The Group's operations are mainly classified into two reportable
business segments: provision of physical fitness and beauty treatment
services. Each separately managed segment offers different products
requiring different marketing and distribution strategies.

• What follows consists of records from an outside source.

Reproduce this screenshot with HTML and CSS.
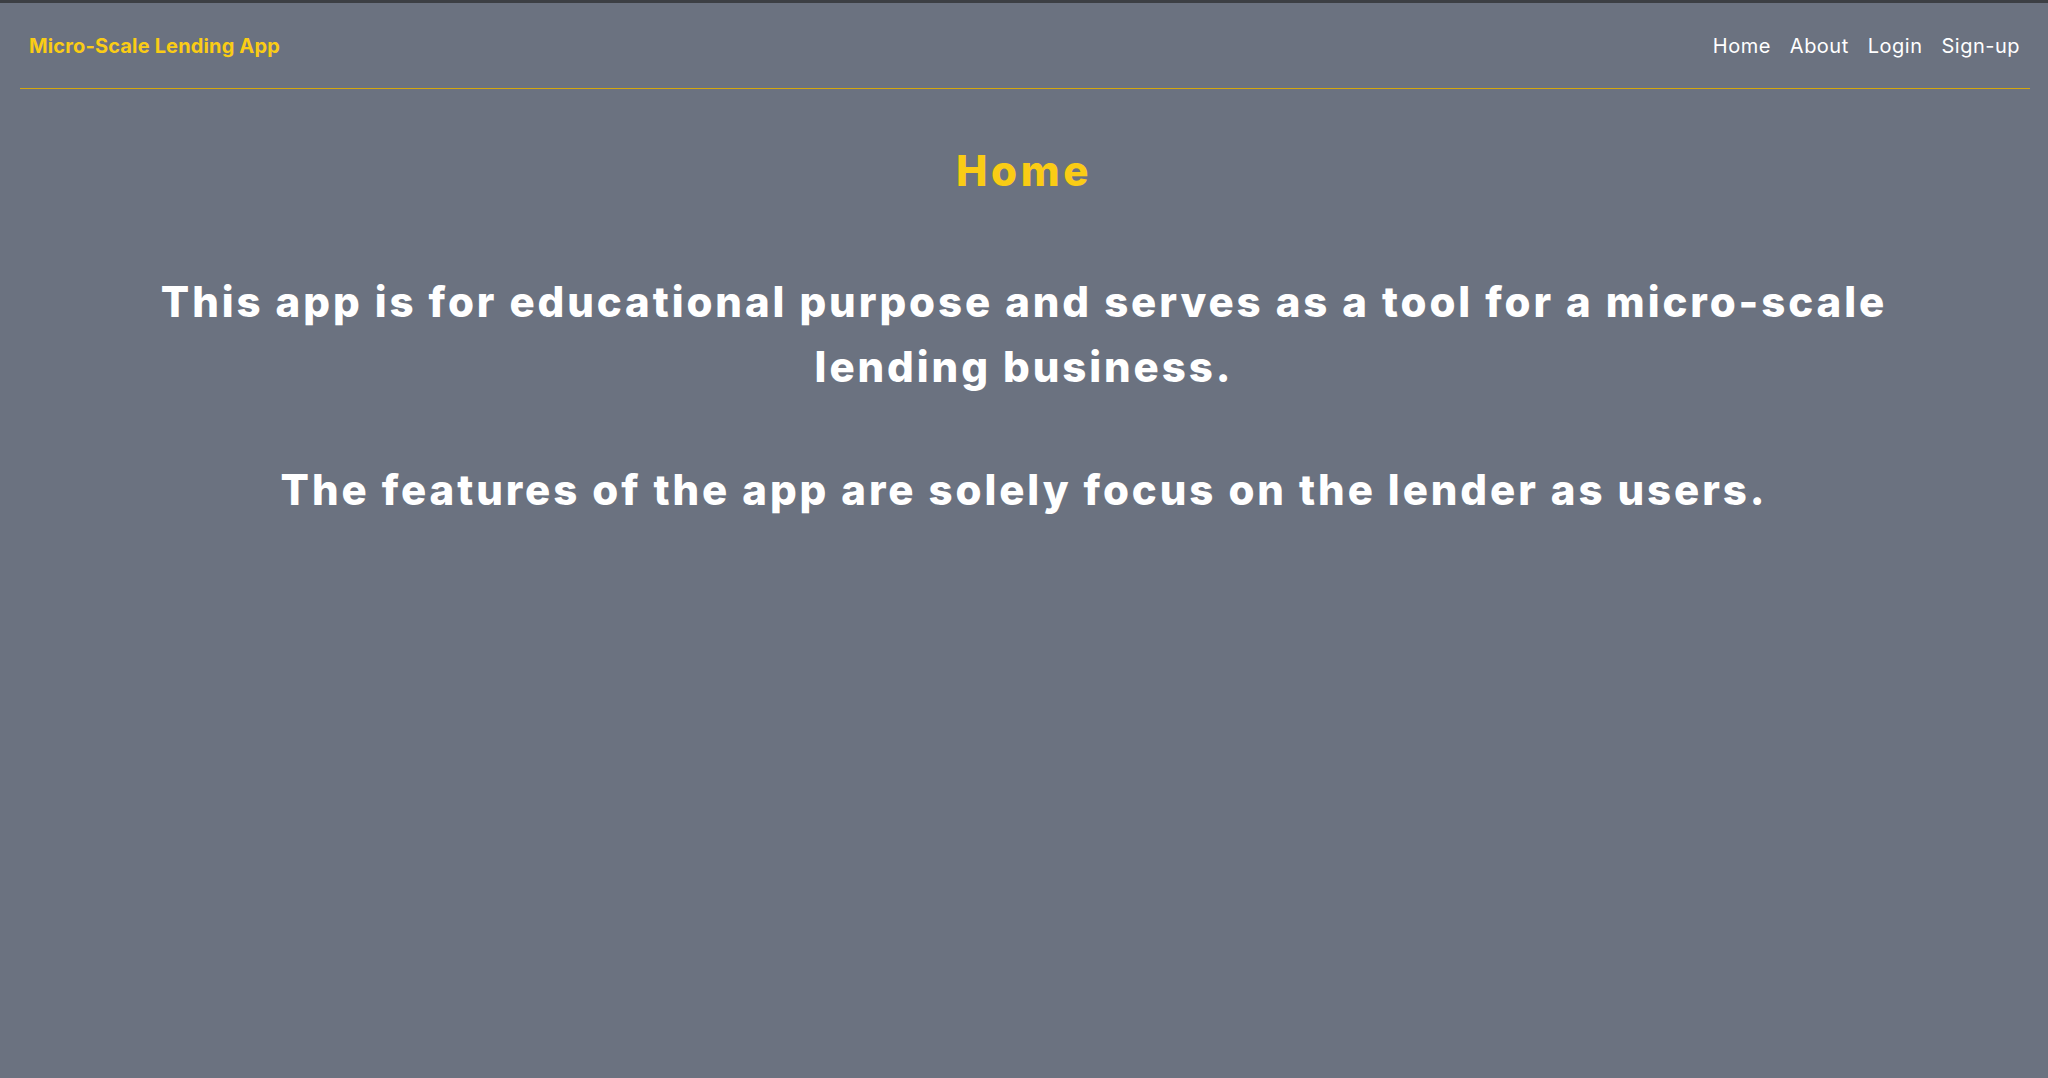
FILE: index.html
```html
<!DOCTYPE html>
<html lang="en">
<head>
<meta charset="utf-8">
<title>Micro-Scale Lending App</title>
<link rel="stylesheet" href="styles.css">
</head>
<body>
<header class="topbar">
  <a class="brand" href="#">Micro-Scale Lending App</a>
  <nav class="nav">
    <a href="#">Home</a>
    <a href="#">About</a>
    <a href="#">Login</a>
    <a href="#">Sign-up</a>
  </nav>
</header>
<main class="content">
  <h1 class="title">Home</h1>
  <p class="lead">This app is for educational purpose and serves as a tool for a micro-scale lending business.</p>
  <p class="lead">The features of the app are solely focus on the lender as users.</p>
</main>
</body>
</html>
```
FILE: styles.css
```css
html, body {
  margin: 0;
  padding: 0;
}
body {
  min-height: 1075px;
  background: #6b7280;
  border-top: 3px solid #3c3f44;
  font-family: Inter, "Open Sans", sans-serif;
  color: #ffffff;
}
a {
  text-decoration: none;
}
.topbar {
  display: flex;
  justify-content: space-between;
  align-items: center;
  margin: 0 18px 0 20px;
  padding: 0 10px 0 9px;
  height: 85px;
  border-bottom: 1.5px solid #d4a70e;
}
.brand {
  color: #facc15;
  font-weight: 700;
  font-size: 20px;
  letter-spacing: 0.15px;
}
.nav {
  display: flex;
  gap: 19px;
}
.nav a {
  color: #ffffff;
  font-size: 20px;
  letter-spacing: 0.5px;
}
.content {
  text-align: center;
  padding: 0 100px;
}
.title {
  margin: 56px 0 0;
  color: #facc15;
  font-size: 42px;
  font-weight: 800;
  letter-spacing: 3.6px;
}
.lead {
  margin: 58px 0 0;
  font-size: 42px;
  font-weight: 800;
  line-height: 1.55;
  letter-spacing: 2.9px;
}
.title + .lead {
  margin-top: 73px;
}
```
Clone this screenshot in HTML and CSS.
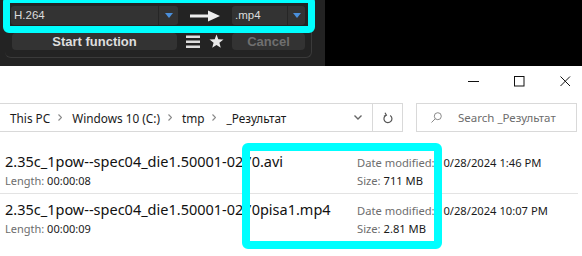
FILE: index.html
```html
<!DOCTYPE html>
<html>
<head>
<meta charset="utf-8">
<link rel="stylesheet" href="styles.css">
</head>
<body>
<div class="app">
  <div class="panel">
    <div class="frame">
      <div class="row1">
        <div class="dd dd1"><span class="dd-text">H.264</span><span class="dd-btn"><i class="tri"></i></span></div>
        <svg class="arrow" width="30" height="12" viewBox="0 0 30 12"><rect x="0" y="4.5" width="19" height="3" fill="#eee"/><polygon points="18,0.5 30,6 18,11.5" fill="#eee"/></svg>
        <div class="dd dd2"><span class="dd-text">.mp4</span><span class="dd-btn"><i class="tri"></i></span></div>
      </div>
      <div class="row2">
        <button class="btn start">Start function</button>
        <svg class="burger" width="14" height="17" viewBox="0 0 14 17"><rect x="0" y="2.5" width="14" height="2.5" fill="#ddd"/><rect x="0" y="7.5" width="14" height="2.5" fill="#ddd"/><rect x="0" y="12.5" width="14" height="2.5" fill="#ddd"/></svg>
        <svg class="star" width="15" height="17" viewBox="0 0 15 17"><polygon points="7.5,1.5 9.3,6.3 14.5,6.5 10.4,9.7 11.8,14.8 7.5,11.9 3.2,14.8 4.6,9.7 0.5,6.5 5.7,6.3" fill="#e8e8e8"/></svg>
        <button class="btn cancel">Cancel</button>
      </div>
    </div>
    <div class="hl hl1"></div>
  </div>
</div>
<div class="explorer">
  <div class="titlebar">
    <div class="wbtn"><svg width="11" height="11" viewBox="0 0 11 11"><line x1="0" y1="5.5" x2="11" y2="5.5" stroke="#111" stroke-width="1"/></svg></div>
    <div class="wbtn"><svg width="11" height="11" viewBox="0 0 11 11"><rect x="0.5" y="0.5" width="9.5" height="9.5" fill="none" stroke="#111" stroke-width="1"/></svg></div>
    <div class="wbtn"><svg width="11" height="11" viewBox="0 0 11 11"><path d="M0.5 0.5 L10 10 M10 0.5 L0.5 10" stroke="#111" stroke-width="1" fill="none"/></svg></div>
  </div>
  <div class="addr-row">
    <div class="addr">
      <div class="crumbs">
        <span>This PC</span>
        <svg class="sep-chev" width="4" height="7" viewBox="0 0 4 7"><polyline points="0.5,0.5 3.5,3.5 0.5,6.5" fill="none" stroke="#8a8a8a" stroke-width="1.2"/></svg>
        <span>Windows 10 (C:)</span>
        <svg class="sep-chev" width="4" height="7" viewBox="0 0 4 7"><polyline points="0.5,0.5 3.5,3.5 0.5,6.5" fill="none" stroke="#8a8a8a" stroke-width="1.2"/></svg>
        <span>tmp</span>
        <svg class="sep-chev" width="4" height="7" viewBox="0 0 4 7"><polyline points="0.5,0.5 3.5,3.5 0.5,6.5" fill="none" stroke="#8a8a8a" stroke-width="1.2"/></svg>
        <span>_Результат</span>
      </div>
      <div class="ddchev"><svg width="8" height="5" viewBox="0 0 8 5"><polyline points="0.5,0.5 4,4 7.5,0.5" fill="none" stroke="#666" stroke-width="1.4"/></svg></div>
      <div class="refresh"><svg width="10" height="12" viewBox="0 0 10 12"><path d="M3 3.2 A4 4 0 1 0 7.2 3.4" fill="none" stroke="#555" stroke-width="1.2"/><polyline points="2,0.8 3.4,3.2 0.9,4.2" fill="none" stroke="#555" stroke-width="1.2"/></svg></div>
    </div>
    <div class="search">
      <svg class="sicon" width="11" height="11" viewBox="0 0 11 11"><circle cx="6.8" cy="4.2" r="3.5" fill="none" stroke="#8a8a8a" stroke-width="1"/><line x1="4.3" y1="6.7" x2="0.5" y2="10.5" stroke="#8a8a8a" stroke-width="1"/></svg>
      <span>Search _Результат</span>
    </div>
  </div>
  <div class="list">
    <div class="item">
      <div class="name">2.35c_1pow--spec04_die1.50001-0270.avi</div>
      <div class="label">Date modified:</div>
      <div class="value">10/28/2024 1:46 PM</div>
      <div class="length"><span class="lbl">Length:</span> 00:00:08</div>
      <div class="sizeline"><span class="lbl">Size:</span> 711 MB</div>
    </div>
    <div class="sep"></div>
    <div class="item">
      <div class="name">2.35c_1pow--spec04_die1.50001-0270pisa1.mp4</div>
      <div class="label">Date modified:</div>
      <div class="value">10/28/2024 10:07 PM</div>
      <div class="length"><span class="lbl">Length:</span> 00:00:09</div>
      <div class="sizeline"><span class="lbl">Size:</span> 2.81 MB</div>
    </div>
  </div>
  <div class="hl hl2"></div>
</div>
</body>
</html>
```
FILE: styles.css
```css
* { box-sizing: border-box; }
html, body { margin: 0; padding: 0; }
body {
  width: 582px;
  height: 256px;
  overflow: hidden;
  background: #fff;
  font-family: "Noto Sans", sans-serif;
}

/* dark app strip */
.app {
  height: 66px;
  background: #000;
  display: flex;
}
.panel {
  position: relative;
  width: 325px;
  background: #232323;
}
.frame {
  margin-left: 5px;
  width: 307px;
  height: 58px;
  border-right: 1px solid #3a3a3a;
  border-bottom: 1px solid #3a3a3a;
  border-bottom-left-radius: 6px;
  border-bottom-right-radius: 6px;
  padding: 6px 0 0 6px;
  display: flex;
  flex-direction: column;
  gap: 8px;
  font-family: "Liberation Sans", sans-serif;
}
.row1, .row2 {
  display: flex;
  align-items: center;
}
.row1 { height: 19px; }
.row2 { height: 17px; }
.dd {
  display: flex;
  height: 19px;
  background: #333;
  border-radius: 3px;
  color: #dcdcdc;
  font-size: 11.5px;
}
.dd1 { width: 167px; }
.dd2 { width: 73px; margin-left: 12px; }
.dd-text {
  flex: 1;
  padding-left: 3px;
  line-height: 19px;
}
.dd-btn {
  width: 20px;
  border-left: 1px solid #262626;
  display: flex;
  align-items: center;
  justify-content: center;
}
.dd2 .dd-btn { width: 18px; }
.tri {
  width: 0;
  height: 0;
  border-left: 4.5px solid transparent;
  border-right: 4.5px solid transparent;
  border-top: 5px solid #4a8fdb;
}
.arrow { margin-left: 12px; display: block; }

.btn {
  height: 17px;
  background: #333;
  border: 0;
  border-radius: 4px;
  font-family: "Liberation Sans", sans-serif;
  font-weight: bold;
  font-size: 13px;
  color: #dedede;
  padding: 0;
  line-height: 17px;
}
.start { width: 165px; margin-left: 1px; }
.burger { margin-left: 9px; display: block; }
.star { margin-left: 9px; display: block; }
.cancel { width: 73px; margin-left: 8px; color: #6f6f6f; }

.hl {
  position: absolute;
  border-style: solid;
  border-color: #00ffff;
}
.hl1 {
  left: 3px;
  top: -4px;
  width: 312px;
  height: 37px;
  border-width: 7px;
  border-radius: 6px;
}

/* explorer */
.explorer {
  position: relative;
  height: 190px;
  background: #fff;
  color: #1a1a1a;
}
.titlebar {
  height: 37px;
  display: flex;
  justify-content: flex-end;
  margin-right: -6px;
}
.wbtn {
  width: 46px;
  height: 31px;
  display: flex;
  align-items: center;
  justify-content: center;
}
.wbtn svg { display: block; }

.addr-row {
  display: flex;
  height: 29px;
  gap: 13px;
  margin-left: -1px;
}
.addr {
  width: 404px;
  border: 1px solid #d9d9d9;
  display: flex;
  align-items: center;
}
.crumbs {
  flex: 1;
  padding-left: 10px;
  display: flex;
  align-items: center;
  font-size: 11.8px;
  color: #1a1a1a;
  white-space: nowrap;
}
.sep-chev { margin: 0 10px 0 8px; display: block; }
.ddchev {
  width: 28px;
  height: 100%;
  display: flex;
  align-items: center;
  justify-content: center;
}
.ddchev svg, .refresh svg, .sicon { display: block; }
.refresh {
  width: 30px;
  height: 100%;
  border-left: 1px solid #d9d9d9;
  display: flex;
  align-items: center;
  justify-content: center;
}
.search {
  width: 161px;
  border: 1px solid #d9d9d9;
  display: flex;
  align-items: center;
  padding-left: 14px;
  gap: 16px;
  color: #6d6d6d;
  font-size: 11.5px;
  white-space: nowrap;
}

.list { padding-top: 14px; }
.item {
  display: grid;
  grid-template-columns: 352px 80px auto;
  grid-template-rows: 18px 18px;
  padding: 7px 0 4px 5px;
  align-items: center;
  white-space: nowrap;
}
.name {
  font-size: 14.5px;
  color: #111;
  margin-top: -3px;
}
.label {
  font-size: 11.2px;
  color: #6d6d6d;
}
.value {
  font-size: 11.2px;
  color: #1a1a1a;
}
.length {
  font-size: 11px;
  color: #1a1a1a;
}
.sizeline {
  grid-column: 2 / 4;
  font-size: 11.2px;
  color: #1a1a1a;
}
.lbl { color: #6d6d6d; }
.sep {
  height: 1px;
  width: 578px;
  background: #e3e3e3;
}
.hl2 {
  left: 242px;
  top: 77px;
  width: 200px;
  height: 106px;
  border-width: 8px;
  border-radius: 6px;
}
```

Information concerning consolidated operations by business segment is
presented in the tables below:

CONSOLIDATED OPERATIONS BY BUSINESS SEGMENT

THREE MONTHS ENDED MARCH 31
---------------------------------
2004 2005 2005
-------- -------- --------
HK$ HK$ US$

Operating revenues
- Physical fitness 61,212 69,451 8,904
- Beauty treatments 52,250 48,989 6,281
- Others 89 1,454 186
-------- -------- --------

113,551 119,894 15,371
======== ======== ========

Operating (loss) profit
- Physical fitness (12,532) (5,117) (656)
- Beauty treatments 3,302 (1,817) (233)
- Others (45) 1,444 185
-------- -------- --------
(9,275) (5,490) (704)

Provision for income taxes included in
segment (loss) profit above -- 188 24
Minority interests included
in segment profit (loss) above (200) (145) (18)
-------- -------- --------
Consolidated loss before income
taxes and minority interests (9,475) (5,447) (698)
======== ======== ========

-5-


PHYSICAL SPA & FITNESS INC. AND SUBSIDIARIES
--------------------------------------------
NOTES TO FINANCIAL STATEMENTS
-----------------------------------------------------
(Amounts in thousands, except share and per share data)


5. LONG-TERM BANK LOANS

The Group had not obtained additional long-term bank loans during the
three-month period ended March 31, 2005.

During the period under review, the Group repaid HK$471 of its
outstanding bank loans. The outstanding loan balances as of March 31,
2005 were analyzed as follows:

PRINCIPAL INTEREST RATE MATURITY
US$ HK$

21 167 HK$ prime + 1.5% Serially from 2004 to 2005
====== ======


6. CONTINGENT LIABILITIES

The Company imported beauty products from suppliers in Hong Kong into
the PRC for beauty treatment and sales to its customers. Under the
prevailing PRC rules and regulations governing imports into the PRC,
the Company is required to make import declarations and to pay various
taxes including, inter alia, customs duty, consumption tax and
value-added tax, on such imports. The Company faced further penalty,
additional to the original amount of taxes payable, ranging from 50% to
500% of the original amount of taxes payable, had the Company been
found in breach of any of such rules and regulations.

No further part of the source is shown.